* **REQUIRED WORK**
Carry none of the pictures over; write out the complete data exactly.

[Begin]

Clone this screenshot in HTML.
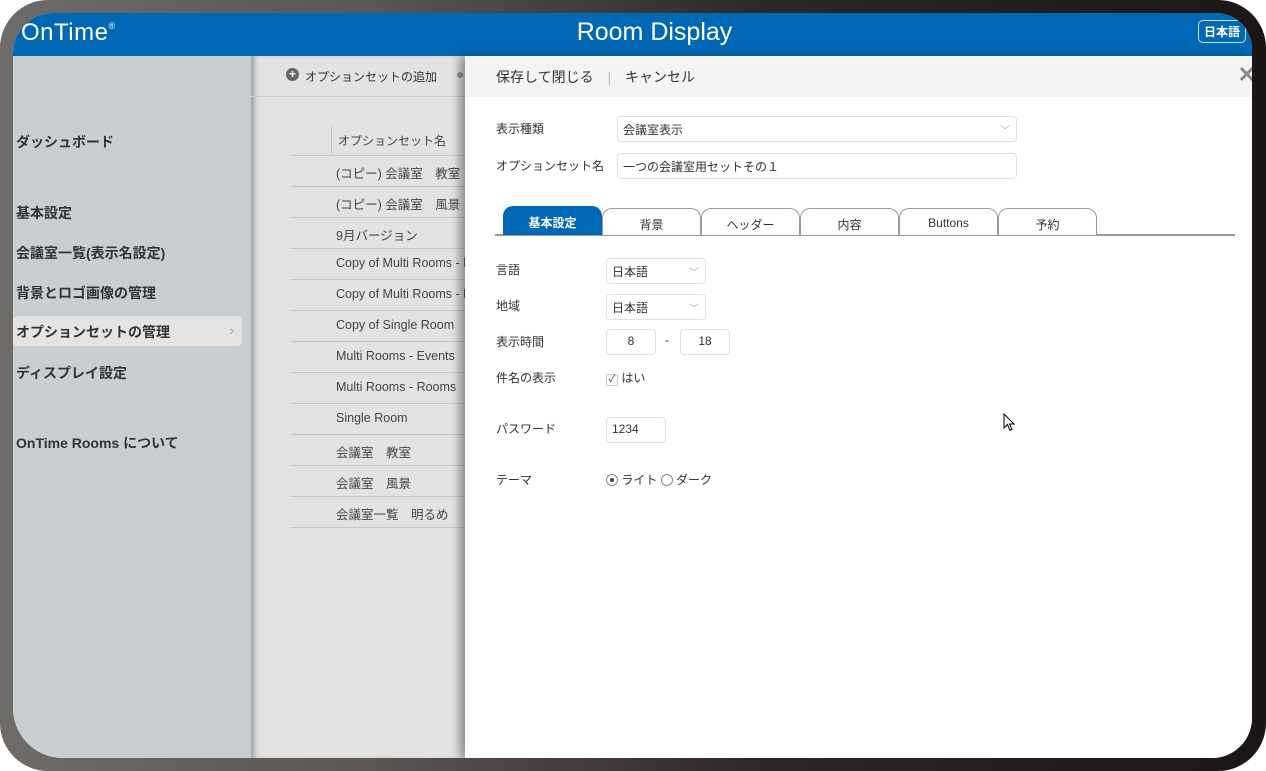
<!DOCTYPE html>
<html><head><meta charset="utf-8"><style>
*{box-sizing:border-box;margin:0;padding:0}
body{width:1266px;height:771px;background:#fff;overflow:hidden;font-family:"Liberation Sans","Noto Sans CJK JP",sans-serif;position:relative}
.frame{position:absolute;left:0;top:0;width:1266px;height:771px;border-radius:48px;background:linear-gradient(90deg,#6e6b69 0%,#5a5553 30%,#2d2727 60%,#1b1515 100%)}
.scr{position:absolute;left:13px;top:13px;width:1239px;height:745px;border-radius:40px 36px 40px 50px;overflow:hidden;background:#fff}
.hdr{position:absolute;left:0;top:0;width:100%;height:43px;background:#0068b4}
.logo{position:absolute;left:8px;top:6px;color:#fff;font-size:24px;letter-spacing:.5px}
.logo sup{font-size:9px;vertical-align:top;position:relative;top:2px}
.title{position:absolute;left:22px;width:1239px;top:5px;text-align:center;color:#fff;font-size:25px}
.lang{position:absolute;right:6px;top:7px;border:1px solid #cfe0ee;border-radius:5px;color:#fff;font-size:12px;font-weight:bold;padding:2px 5px}
.side{position:absolute;left:0;top:43px;width:238px;height:702px;background:#c9ced2}
.side div{position:absolute;left:3px;font-size:14px;font-weight:bold;color:#333}
.sel{background:#e4e4e4;width:229px;height:30px;border-radius:4px;left:0 !important;padding:6px 0 0 3px}
.mid{position:absolute;left:238px;top:43px;width:214px;height:702px;background:#e3e3e3;box-shadow:inset 6px 0 6px -3px #999}
.tb{position:absolute;left:0;top:0;width:100%;height:41px;border-bottom:1px solid #ccc;font-size:12px;color:#333}
.row{position:absolute;left:40px;width:180px;height:31px;border-bottom:1px solid #c6c6c6;font-size:12.5px;color:#444;padding:7px 0 0 45px;white-space:nowrap;overflow:hidden}
.right{position:absolute;left:452px;top:43px;width:787px;height:702px;background:#fff;box-shadow:-6px 0 8px rgba(0,0,0,.35)}
.rtb{height:41px;background:#f4f4f4;font-size:14px;color:#333;padding:11px 0 0 31px}
.lbl{position:absolute;font-size:12px;color:#333}
.inp{position:absolute;border:1px solid #dde1e6;border-radius:4px;font-size:12px;color:#333;padding:4px 5px;height:26px;background:#fff}
.chev{position:absolute;right:6px;top:5px;color:#aaa;font-size:10px}
.tabs{position:absolute;left:30px;top:152px;width:740px;height:28px;border-bottom:2px solid #999}
.tab{position:absolute;top:0;width:99px;height:27px;border:1px solid #999;border-bottom:none;border-radius:10px 10px 0 0;text-align:center;font-size:12px;color:#333;padding-top:7px;background:#fff}
.tab.on{background:#0068b4;color:#fff;font-weight:bold;border-color:#0068b4;top:-2px;height:29px}
</style></head><body>
<div class="frame"></div>
<div class="scr">
<div class="hdr"><div class="logo">OnTime<sup>®</sup></div><div class="title">Room Display</div><div class="lang">日本語</div></div>
<div class="side">
<div style="top:76px">ダッシュボード</div>
<div style="top:147px">基本設定</div>
<div style="top:187px">会議室一覧(表示名設定)</div>
<div style="top:227px">背景とロゴ画像の管理</div>
<div class="sel" style="top:260px">オプションセットの管理<span style="position:absolute;right:8px;color:#aaa;font-weight:normal">›</span></div>
<div style="top:307px">ディスプレイ設定</div>
<div style="top:377px">OnTime Rooms について</div>
</div>
<div class="mid">
<div class="tb"><span style="position:absolute;left:35px;top:12px;width:13px;height:13px;border-radius:50%;background:#666;color:#fff;font-size:12px;line-height:12px;text-align:center;font-weight:bold">+</span><span style="position:absolute;left:54px;top:12px">オプションセットの追加</span><span style="position:absolute;left:206px;top:16px;width:6px;height:6px;border-radius:50%;background:#999"></span></div>
<div style="position:absolute;left:80px;top:70px;height:30px;border-left:1px solid #c6c6c6"></div>
<div class="row" style="top:69px;padding-left:47px;font-size:12px">オプションセット名</div>
<div class="row" style="top:100px">(コピー) 会議室　教室</div>
<div class="row" style="top:131px">(コピー) 会議室　風景</div>
<div class="row" style="top:162px">9月バージョン</div>
<div class="row" style="top:193px">Copy of Multi Rooms - E</div>
<div class="row" style="top:224px">Copy of Multi Rooms - R</div>
<div class="row" style="top:255px">Copy of Single Room</div>
<div class="row" style="top:286px">Multi Rooms - Events</div>
<div class="row" style="top:317px">Multi Rooms - Rooms</div>
<div class="row" style="top:348px">Single Room</div>
<div class="row" style="top:379px">会議室　教室</div>
<div class="row" style="top:410px">会議室　風景</div>
<div class="row" style="top:441px">会議室一覧　明るめ</div>
</div>
<div class="right">
<div class="rtb">保存して閉じる <span style="color:#bbb;margin:0 10px">|</span> キャンセル<span style="position:absolute;right:-4px;top:6px;font-size:22px;color:#888;font-weight:bold">✕</span></div>
<div class="lbl" style="left:31px;top:64px">表示種類</div>
<div class="inp" style="left:152px;top:60px;width:400px">会議室表示<span class="chev">﹀</span></div>
<div class="lbl" style="left:31px;top:101px">オプションセット名</div>
<div class="inp" style="left:152px;top:97px;width:400px">一つの会議室用セットその１</div>
<div class="tabs">
<div class="tab on" style="left:8px">基本設定</div>
<div class="tab" style="left:107px">背景</div>
<div class="tab" style="left:206px">ヘッダー</div>
<div class="tab" style="left:305px">内容</div>
<div class="tab" style="left:404px">Buttons</div>
<div class="tab" style="left:503px">予約</div>
</div>
<div class="lbl" style="left:31px;top:205px">言語</div>
<div class="inp" style="left:141px;top:202px;width:100px">日本語<span class="chev">﹀</span></div>
<div class="lbl" style="left:31px;top:241px">地域</div>
<div class="inp" style="left:141px;top:238px;width:100px">日本語<span class="chev">﹀</span></div>
<div class="lbl" style="left:31px;top:277px">表示時間</div>
<div class="inp" style="left:141px;top:273px;width:50px;text-align:center">8</div>
<div class="lbl" style="left:200px;top:277px">-</div>
<div class="inp" style="left:215px;top:273px;width:50px;text-align:center">18</div>
<div class="lbl" style="left:31px;top:313px">件名の表示</div>
<div class="lbl" style="left:141px;top:313px"><span style="display:inline-block;width:12px;height:12px;border:1px solid #ccc;border-radius:2px;font-size:10px;line-height:10px;text-align:center">✓</span> はい</div>
<div class="lbl" style="left:31px;top:364px">パスワード</div>
<div class="inp" style="left:141px;top:361px;width:60px">1234</div>
<div class="lbl" style="left:31px;top:415px">テーマ</div>
<div class="lbl" style="left:141px;top:415px"><span style="display:inline-block;width:12px;height:12px;border:1px solid #888;border-radius:50%;vertical-align:-2px;position:relative"><span style="position:absolute;left:3px;top:3px;width:4px;height:4px;border-radius:50%;background:#444"></span></span> ライト <span style="display:inline-block;width:12px;height:12px;border:1px solid #888;border-radius:50%;vertical-align:-2px"></span> ダーク</div>
<svg style="position:absolute;left:538px;top:357px" width="14" height="20" viewBox="0 0 14 20"><path d="M1 1 L1 15 L4.5 11.5 L7 17.5 L9 16.5 L6.5 11 L11 11 Z" fill="#fff" stroke="#000" stroke-width="1"/></svg>
</div>
</div>
</body></html>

[End]

* **CORRECT OUTPUT**
Clone this screenshot in HTML.
<!DOCTYPE html>
<html><head><meta charset="utf-8"><style>
*{box-sizing:border-box;margin:0;padding:0}
body{width:1266px;height:771px;background:#fff;overflow:hidden;font-family:"Liberation Sans","Noto Sans CJK JP",sans-serif;position:relative}
.frame{position:absolute;left:0;top:0;width:1266px;height:771px;border-radius:48px;background:linear-gradient(90deg,#6e6b69 0%,#5a5553 30%,#2d2727 60%,#1b1515 100%)}
.scr{position:absolute;left:13px;top:13px;width:1239px;height:745px;border-radius:40px 36px 40px 50px;overflow:hidden;background:#fff}
.hdr{position:absolute;left:0;top:0;width:100%;height:43px;background:#0068b4}
.logo{position:absolute;left:8px;top:6px;color:#fff;font-size:24px;letter-spacing:.5px}
.logo sup{font-size:9px;vertical-align:top;position:relative;top:2px}
.title{position:absolute;left:22px;width:1239px;top:5px;text-align:center;color:#fff;font-size:25px}
.lang{position:absolute;right:6px;top:7px;border:1px solid #cfe0ee;border-radius:5px;color:#fff;font-size:12px;font-weight:bold;padding:2px 5px}
.side{position:absolute;left:0;top:43px;width:238px;height:702px;background:#c9ced2}
.side div{position:absolute;left:3px;font-size:14px;font-weight:bold;color:#333}
.sel{background:#e4e4e4;width:229px;height:30px;border-radius:4px;left:0 !important;padding:6px 0 0 3px}
.mid{position:absolute;left:238px;top:43px;width:214px;height:702px;background:#e3e3e3;box-shadow:inset 6px 0 6px -3px #999}
.tb{position:absolute;left:0;top:0;width:100%;height:41px;border-bottom:1px solid #ccc;font-size:12px;color:#333}
.row{position:absolute;left:40px;width:180px;height:31px;border-bottom:1px solid #c6c6c6;font-size:12.5px;color:#444;padding:7px 0 0 45px;white-space:nowrap;overflow:hidden}
.right{position:absolute;left:452px;top:43px;width:787px;height:702px;background:#fff;box-shadow:-6px 0 8px rgba(0,0,0,.35)}
.rtb{height:41px;background:#f4f4f4;font-size:14px;color:#333;padding:11px 0 0 31px}
.lbl{position:absolute;font-size:12px;color:#333}
.inp{position:absolute;border:1px solid #dde1e6;border-radius:4px;font-size:12px;color:#333;padding:4px 5px;height:26px;background:#fff}
.chev{position:absolute;right:6px;top:5px;color:#aaa;font-size:10px}
.tabs{position:absolute;left:30px;top:152px;width:740px;height:28px;border-bottom:2px solid #999}
.tab{position:absolute;top:0;width:99px;height:27px;border:1px solid #999;border-bottom:none;border-radius:10px 10px 0 0;text-align:center;font-size:12px;color:#333;padding-top:7px;background:#fff}
.tab.on{background:#0068b4;color:#fff;font-weight:bold;border-color:#0068b4;top:-2px;height:29px}
</style></head><body>
<div class="frame"></div>
<div class="scr">
<div class="hdr"><div class="logo">OnTime<sup>®</sup></div><div class="title">Room Display</div><div class="lang">日本語</div></div>
<div class="side">
<div style="top:76px">ダッシュボード</div>
<div style="top:147px">基本設定</div>
<div style="top:187px">会議室一覧(表示名設定)</div>
<div style="top:227px">背景とロゴ画像の管理</div>
<div class="sel" style="top:260px">オプションセットの管理<span style="position:absolute;right:8px;color:#aaa;font-weight:normal">›</span></div>
<div style="top:307px">ディスプレイ設定</div>
<div style="top:377px">OnTime Rooms について</div>
</div>
<div class="mid">
<div class="tb"><span style="position:absolute;left:35px;top:12px;width:13px;height:13px;border-radius:50%;background:#666;color:#fff;font-size:12px;line-height:12px;text-align:center;font-weight:bold">+</span><span style="position:absolute;left:54px;top:12px">オプションセットの追加</span><span style="position:absolute;left:206px;top:16px;width:6px;height:6px;border-radius:50%;background:#999"></span></div>
<div style="position:absolute;left:80px;top:70px;height:30px;border-left:1px solid #c6c6c6"></div>
<div class="row" style="top:69px;padding-left:47px;font-size:12px">オプションセット名</div>
<div class="row" style="top:100px">(コピー) 会議室　教室</div>
<div class="row" style="top:131px">(コピー) 会議室　風景</div>
<div class="row" style="top:162px">9月バージョン</div>
<div class="row" style="top:193px">Copy of Multi Rooms - E</div>
<div class="row" style="top:224px">Copy of Multi Rooms - R</div>
<div class="row" style="top:255px">Copy of Single Room</div>
<div class="row" style="top:286px">Multi Rooms - Events</div>
<div class="row" style="top:317px">Multi Rooms - Rooms</div>
<div class="row" style="top:348px">Single Room</div>
<div class="row" style="top:379px">会議室　教室</div>
<div class="row" style="top:410px">会議室　風景</div>
<div class="row" style="top:441px">会議室一覧　明るめ</div>
</div>
<div class="right">
<div class="rtb">保存して閉じる <span style="color:#bbb;margin:0 10px">|</span> キャンセル<span style="position:absolute;right:-4px;top:6px;font-size:22px;color:#888;font-weight:bold">✕</span></div>
<div class="lbl" style="left:31px;top:64px">表示種類</div>
<div class="inp" style="left:152px;top:60px;width:400px">会議室表示<span class="chev">﹀</span></div>
<div class="lbl" style="left:31px;top:101px">オプションセット名</div>
<div class="inp" style="left:152px;top:97px;width:400px">一つの会議室用セットその１</div>
<div class="tabs">
<div class="tab on" style="left:8px">基本設定</div>
<div class="tab" style="left:107px">背景</div>
<div class="tab" style="left:206px">ヘッダー</div>
<div class="tab" style="left:305px">内容</div>
<div class="tab" style="left:404px">Buttons</div>
<div class="tab" style="left:503px">予約</div>
</div>
<div class="lbl" style="left:31px;top:205px">言語</div>
<div class="inp" style="left:141px;top:202px;width:100px">日本語<span class="chev">﹀</span></div>
<div class="lbl" style="left:31px;top:241px">地域</div>
<div class="inp" style="left:141px;top:238px;width:100px">日本語<span class="chev">﹀</span></div>
<div class="lbl" style="left:31px;top:277px">表示時間</div>
<div class="inp" style="left:141px;top:273px;width:50px;text-align:center">8</div>
<div class="lbl" style="left:200px;top:277px">-</div>
<div class="inp" style="left:215px;top:273px;width:50px;text-align:center">18</div>
<div class="lbl" style="left:31px;top:313px">件名の表示</div>
<div class="lbl" style="left:141px;top:313px"><span style="display:inline-block;width:12px;height:12px;border:1px solid #ccc;border-radius:2px;font-size:10px;line-height:10px;text-align:center">✓</span> はい</div>
<div class="lbl" style="left:31px;top:364px">パスワード</div>
<div class="inp" style="left:141px;top:361px;width:60px">1234</div>
<div class="lbl" style="left:31px;top:415px">テーマ</div>
<div class="lbl" style="left:141px;top:415px"><span style="display:inline-block;width:12px;height:12px;border:1px solid #888;border-radius:50%;vertical-align:-2px;position:relative"><span style="position:absolute;left:3px;top:3px;width:4px;height:4px;border-radius:50%;background:#444"></span></span> ライト <span style="display:inline-block;width:12px;height:12px;border:1px solid #888;border-radius:50%;vertical-align:-2px"></span> ダーク</div>
<svg style="position:absolute;left:538px;top:357px" width="14" height="20" viewBox="0 0 14 20"><path d="M1 1 L1 15 L4.5 11.5 L7 17.5 L9 16.5 L6.5 11 L11 11 Z" fill="#fff" stroke="#000" stroke-width="1"/></svg>
</div>
</div>
</body></html>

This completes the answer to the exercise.